Fri May 8, 2026, 06:43 PM
5 hrs ago

Any evaluation from just about any program will tell you that in short order. Tolerance can often be a factor, but it isn't a mandatory pre-requisite or a universal symptom. Binge drinkers and shooters often have low tolerances, and abstain frequently.

Anything can become a dependency or addiction if it makes you feel or not feel a way you are after. It's what it does to your life, and your inability to stay stopped in spite of that which is addition.

You can talk about relativistic "severity" of addition by how many bottoms someone will endure to revisit it - loss of stature, job, family, jails, institutions, death - but steal little, steal big, it's stealing all the same.

The high you feel is just your body's reaction to a stimulus. Same with the withdrawal. It isn't the addition. It's agnostic chemistry. The drugs are just tools, some are just more dangerous than others.

"Wine is fine but whiskey's quicker, suicide is slow with liquor"

Judging something as addictive or not, based relativistically on the difficulty level of withdrawal symptoms, or likelihood of death from overdose, is a bit of a shallow view, IMHO.

Another Jackalope

(212 posts)
8. Personal experience makes bad general rules, but...
Fri May 8, 2026, 07:17 PM
5 hrs ago

My personal experience started at age 17, in 1968 in Paris. I smoked regularly from then until 1983, when I moved cities and my sources dried up. In between I grew some real killah on the back of my dad's farm - then turned him on with the product for his 50th b'day. He was quite proud of himself. I smoked irregularly from 1983 until 2000 with never a hint of anxiety about starting or stopping.

OTOH I smoked cigarettes for about 4 years - I got up to 60 a day - and quitting those was a whole different kettle of carp. It took me four tries, and then I had cravings for a number of years afterward. So I know what a "real" addiction feels like - and pot ain't that.

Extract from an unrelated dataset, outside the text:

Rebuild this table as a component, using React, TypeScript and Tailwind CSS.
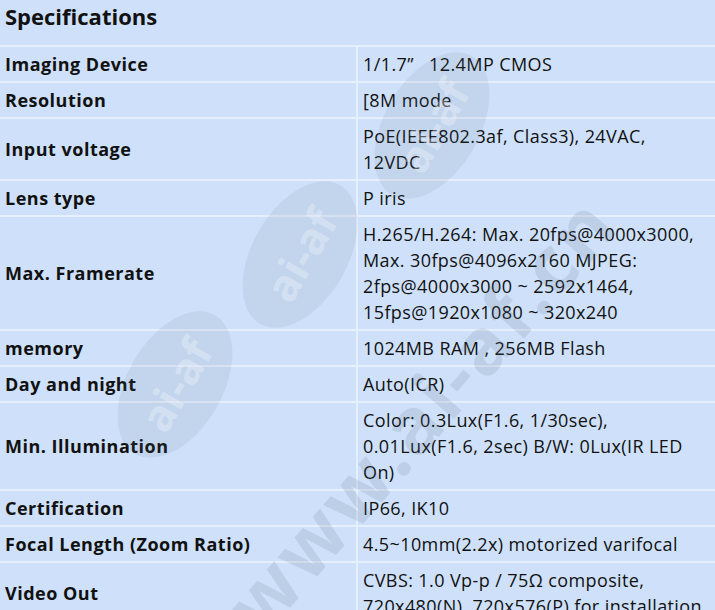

Now it's legal up here in North Canuckistan. In fact I just got back from a run to the local emporium to replenish my supply of edibles after 6 months dry.

In 60 years I've never had a speck of trouble stopping (or saying no thank you), and the practice never interfered with my work or social life unless I was actively high. So I'm inclined to discount the addiction hysteria by about 99%.

YMMV

Sympthsical

(11,082 posts)
9. Meh. It's a drug, it can be addictive, the end.
Fri May 8, 2026, 08:26 PM
3 hrs ago

I know it's seen as less harmful than alcohol, but it can still be very problematic for people, particularly when used as a substitute for a lack of coping mechanisms.

I have friends who are forever, "Can't wait to get home and get high," and think nothing of the fact they do this several times a week. It reminds me of the Carrie Fisher character in 30 Rock. Wandering around with a thermos of wine, "It's heart healthy!"

And people overestimate their own functioning. I have friends show up to functions and things high and assume they're just as good as when they're not high. Nah. Y'all are annoying af, and we discuss it when you're not in the room.

I don't care what people do in their homes at all. I live in California, so it's a whole thing. Some people can have a few drinks. Some can't. Some can have a puff or two, some have to get high. Some develop crazy dependency. Some can drop it without a thought. It varies to the individual just as other drugs and alcohol do.

But the question in DSM-5 is: does it interfere in your life in some consequential way? Absolutely does for a lot of people I know who use it. But whether or not it's my place to say so is a separate question. I generally don't unless they, say, show up to my house high. Then I might say something. Otherwise, meh. Go do your thing as long as you're not bothering anyone.